Pablo Gómez.
El movimiento
estudiantil de 1968 enarboló la bandera de las libertades democráticas. Nada
más, pero nada menos. Además, fue una lucha de carácter nacional y no sólo en
la Ciudad de México.
El régimen del
presidencialismo despótico respondió con represión y masacre. Así fue derrotado
el movimiento, pero su causa sería cada vez más fuerte y brillante.
Poco a poco, algunas
libertades empezaron a ser respetadas o menos atropelladas. Asociación,
reunión, manifestación, expresión, prensa, adquirieron paulatinamente carta de
naturalización en grandes regiones del país.

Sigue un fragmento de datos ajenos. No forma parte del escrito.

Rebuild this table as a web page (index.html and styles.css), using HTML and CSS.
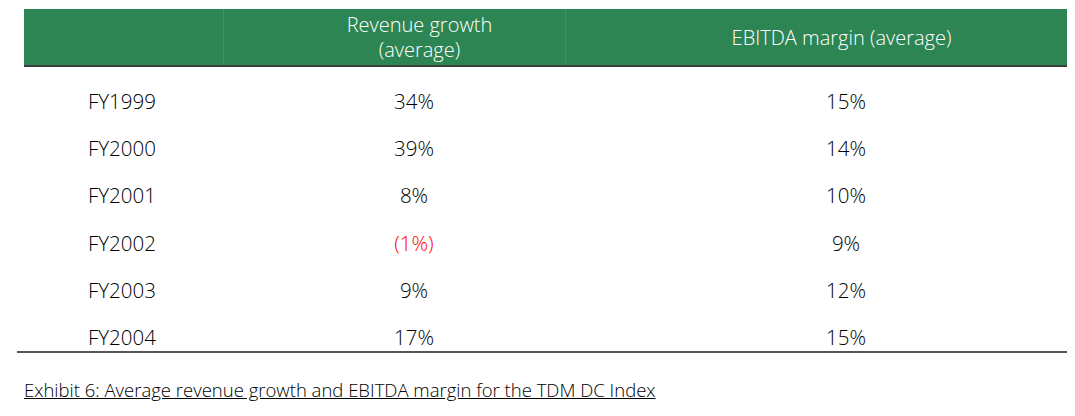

Diez años después, en 1978, se
produjo una reforma política que permitió a nuevas oposiciones estar presentes
en la Cámara de Diputados y se les abrió un acceso a la radio y la televisión.
Sin embargo, después
de 50 años, las libertades democráticas no se pueden ejercer a plenitud. Existe
una agenda pendiente. La escuela mexicana es autoritaria y no forma ciudadanos
en la democracia; las universidades, en su mayoría, aún tienen formas verticales
de gestión; casi todos los sindicatos son antidemocráticos, lo cual impide su
libertad; abundan los contratos colectivos de protección; existen centenares de
presos políticos, en su mayoría por conflictos locales lo que no cambia su
significado; no se ha creado todavía un fuerte sistema de radio y televisión de
Estado verdaderamente plural; parte de la prensa sigue aprisionada en el
sistema de la gacetilla política y el chayote; los cacicazgos no son escasos;
los fraudes electorales, entre ellos la compra del voto con recursos públicos,
siguen siendo un fenómeno mexicano.
No obstante lo extenso
de esa agenda pendiente, es preciso atenderla ahora en el marco de la lucha por
una nueva democracia participativa. Las libertades democráticas deben ser el
marco general para el ejercicio de nuevos derechos: proponer, impugnar,
decidir, revocar, refrendar, rechazar.
El formalismo de la
democracia, una consulta cada periodo de años, es algo del siglo XIX. Aunque en
México fue preciso luchar por el voto libre durante todo el siglo XX, y a pesar
de que no se ha conquistado a plenitud, hay que avanzar hacia un sistema mucho
más participativo.
El tema es aún más
relevante a partir del 1º de julio, cuando una mayoría de votantes fijó un
cambio de rumbo político. Tratar de alcanzar a plenitud solamente la democracia
formalista sería postergar el núcleo del cambio democrático cuya realización ya
es mandato popular. La vieja agenda pendiente debe resolverse dentro de la
nueva agenda porque ésta también contiene elementos que corresponden a las
últimas cinco décadas.
Se escuchan gritos, sin
embargo, que arguyen, por ejemplo, el carácter técnico de toda obra pública,
para implorar que jamás debe ser motivo de consulta popular. Las construcciones
requieren tecnología, sin duda, pero no son eso. Debe definirse motivo,
necesidad, justificación y cobertura de costos. Por ello, toda obra pública es,
ante todo, una decisión política. Las controversias sobre la realización de
obras, en especial cuando esas son grandes y costosas, pueden ser consultadas a
la ciudadanía, tal como si tratara de leyes de trascendencia.
¿Para qué sirve la
libertad de crítica si los argumentos que prevalecen en la decisión siempre
son, al final, los del gobernante? Para que esa libertad funcione tiene que
existir el conducto político para impugnar y decidir: la consulta popular.
En el año de 2014, la Suprema Corte de Justicia le infringió
un golpe bajo al naciente sistema de participación popular directa. Bajo
consigna del Ejecutivo, ese tribunal, el más alto del país, violó la
Constitución mediante su negativa a la solicitada consulta sobre la reforma
energética. Esto no debe volver a ocurrir.
La revocación de
mandato de los cargos ejecutivos de todo el Estado debe ser un medio nuevo para
resolver conflictos políticos que se presentan con frecuencia. El derecho de
elegir debe ir acompañado del derecho de revocar mandatos.
Así, todo derecho
formal, tradicional, debe acompañarse con otro, su complemento, que otorgue
poder funcional a la gente, es decir, que construya una nueva ciudadanía
afincada en la democracia.
En el siglo XXI, ese
podría ser el legado político del movimiento estudiantil de 1968.